Il y a des sujets qu'on s'interdit d'aborder, parce qu'on est des gens responsables, et puis il y en a d'autres sur lesquels il y a des compromis à trouver. Pour la graphiose de l'orme, par exemple, une question qui préoccupe beaucoup Mori, si un jour on trouve une solution je pourrai peut-être lui en dire un mot, au moins, non? Je ne suis pas sûr, l'éthique temporelle, c'est compliqué.

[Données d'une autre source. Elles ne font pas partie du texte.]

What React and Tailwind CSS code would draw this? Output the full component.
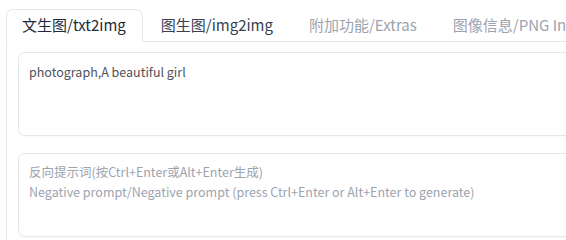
import React from 'react';

const font = { fontFamily: '"Noto Sans CJK SC", "Source Sans Pro", sans-serif' };

const tabs = [
  { label: '文生图/txt2img', active: true },
  { label: '图生图/img2img', tone: 'text-[#374151]' },
  { label: '附加功能/Extras', tone: 'text-[#9ca3af]' },
  { label: '图像信息/PNG Info', tone: 'text-[#9ca3af]' },
];

export default function App() {
  return (
    <div className="w-[566px] h-[240px] overflow-hidden bg-white pt-[9px] pl-[6px]" style={font}>
      <div className="w-[800px]">
        {/* Tabs */}
        <div className="flex border-b border-[#e5e7eb] h-[33px]">
          {tabs.map((t) =>
            t.active ? (
              <div
                key={t.label}
                className="-mb-px h-[33px] pl-[15px] pr-[16px] flex items-center bg-white border border-b-white border-[#e5e7eb] rounded-t-[7px] text-[15px] text-[#1f2937] whitespace-nowrap"
              >
                {t.label}
              </div>
            ) : (
              <div
                key={t.label}
                className={`h-[32px] px-[18px] flex items-center text-[15px] whitespace-nowrap ${t.tone}`}
              >
                {t.label}
              </div>
            )
          )}
        </div>

        {/* Panel */}
        <div className="border-l border-[#e5e7eb] pt-[10px] pl-[11px] pb-4 flex flex-col gap-[17px]">
          <div className="h-[84px] border border-[#e5e7eb] rounded-[7px] px-[10px] pt-[9px] text-[12.5px] leading-[20px] text-[#52525b] shadow-[0_1px_2px_rgba(0,0,0,0.03)]">
            photograph,A beautiful girl
          </div>
          <div className="h-[84px] border border-[#e5e7eb] rounded-[7px] px-[10px] pt-[8px] text-[12.5px] leading-[20px] text-[#9ca3af] shadow-[0_1px_2px_rgba(0,0,0,0.03)]">
            <div>反向提示词(按Ctrl+Enter或Alt+Enter生成)</div>
            <div>Negative prompt/Negative prompt (press Ctrl+Enter or Alt+Enter to generate)</div>
          </div>
        </div>
      </div>
    </div>
  );
}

Une chose qu'elle n'a pas hésité à me demander (ça aussi, ça engage un peu l'avenir, mais pas de la même façon) c'est si je pensais qu'elle pourrait écrire des livres, et je lui ai dit que oui, sûrement, je le pensais (c'est la vérité). Elle pense prendre un pseudonyme, pour ne pas créer de bisbilles entre le côté Phelps et le côté Markov de sa famille, et je lui ai suggéré de faire comme Conan Doyle, de prendre un pseudo un peu neutre, dans le genre de Joanna Watson, ou Jo Watson, ou quelque chose comme ça (ça aussi ça l'a fait rire). Je suppose que ça ne tire pas à conséquence: quel est le pire qui pourrait arriver?
Malgré tous les petits problèmes pratiques que ça pose (après tout comparés aux problèmes de la planète ce sont des problèmes mineurs) je trouve que c'est quand même une chance incroyable d'avoir trouvé une amie comme Mori et qu'elle puisse me parler et que je puisse lui parler et ça c'est le plus important.
Hé, Tororo! Je voulais encore te dire: Les Portes d'Ivrel est vraiment excellent.